Being a parent is probably one of the most difficult things I’ve ever done. About the time you realize what you should have done during the last phase of your children’s lives, they have moved on to the next phase.

Being a parent is also very humbling. I still have much to learn about being a parent to my children. My children are now 28 and 24, and I continue to learn how to be a parent to two adult children. When our children were young, I read, listened to audio/video presentations on parenting, and watched other parents in order to learn. Again, I learned so much from just watching other parents. Periodically, I asked some of these parents questions about child rearing.
I have observed a few things in parents today which encourage me greatly. One evening, Charlotte and I were talking about a young family at our church. We have been in their home and around their children on numerous occasions. Watching them with their children was an encouraging experience. On the other hand, I have observed a few things which cause me concern.
What gives me concern:
1. A mom and dad who seem to think they have got this parenting thing down. There are some people who have been parents for a few years who almost seem to think they are a cut above other young parents. Sometimes they will have read one book on parenting and now see that book as the definitive work on parenting. No reason to read anything else or listen to anyone else. After all, they have read the book (not referring to the Bible). Contrast this spirit to the person who is humble and is always wanting to learn. Parenting does have a way of humbling many of us. It sure humbled me!.

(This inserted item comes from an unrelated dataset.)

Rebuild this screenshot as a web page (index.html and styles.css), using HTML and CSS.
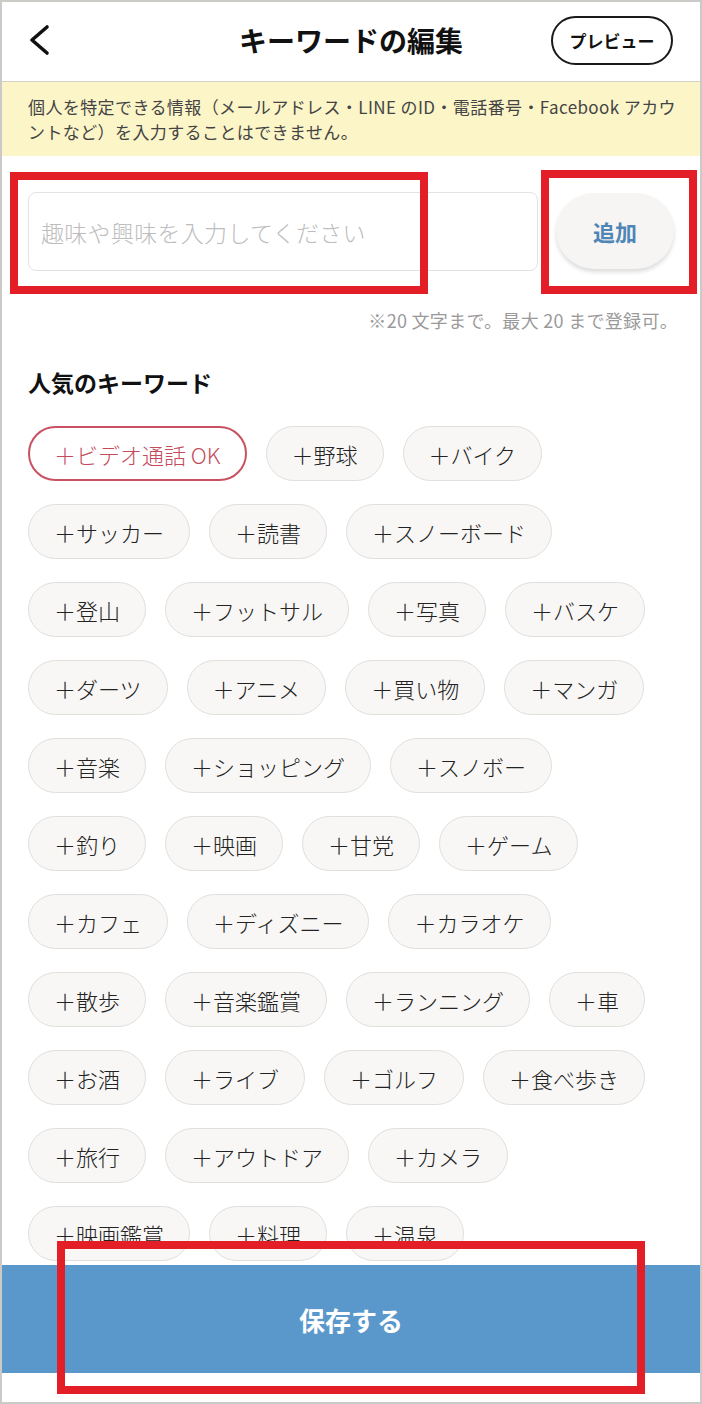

2. A mom and dad who have basically yielded control of their family to their children. This family has become child centered (much to the detriment of the child). Whatever this child wants, this child gets. This happens regardless of how many other people are inconvenienced by the desire of these parents to please this child (or children) — at all costs. The child is the one who loses most in this arrangement.
3. A mom and dad who think that whatever their children do is cute, precious, special, etc. For example, here is a small child who is climbing across the pews or chairs after the Sunday morning assembly. The mother says, “Oh, he has so much pent up energy after our worship service is over.” Far better to say, “Son, stop walking on those pews. Get off! We don’t do this at home!” Some behaviors are cute and others are inappropriate. We do our church a huge favor when we teach them the difference.
Question:
What causes you concern as you observe parents with their children — in Wal-Mart, in your church, in your neighborhood, etc.?


This is a good post, Jim. Not only do children move to another phase about the time you learn what to do with the previous phase, but what works in one phase for one child does NOT always work on the same phase with the next child. We have eight boys and each one requires something different.
Thanks very much Fritz. You are right! With eight boys, you must certainly know that what works with one child doesn’t necessarily work with the others.
One thing I’ve been concerned about is the parent who says “my children just can’t _________” and when you watch, it isn’t the child–the child can do X when other adults are caring for them, it’s that the parent doesn’t have the discipline to follow through, or says it’s the child who’s distracted when it’s actually the parent distracting the child, with no regard for how it affects others trying to participate in a conversation or listen to a teacher. It’s basically blaming the innocent child for the parent’s lack of self-control.
James, what a great point you’ve made. You are right! I’ve observed the same kind of dynamic.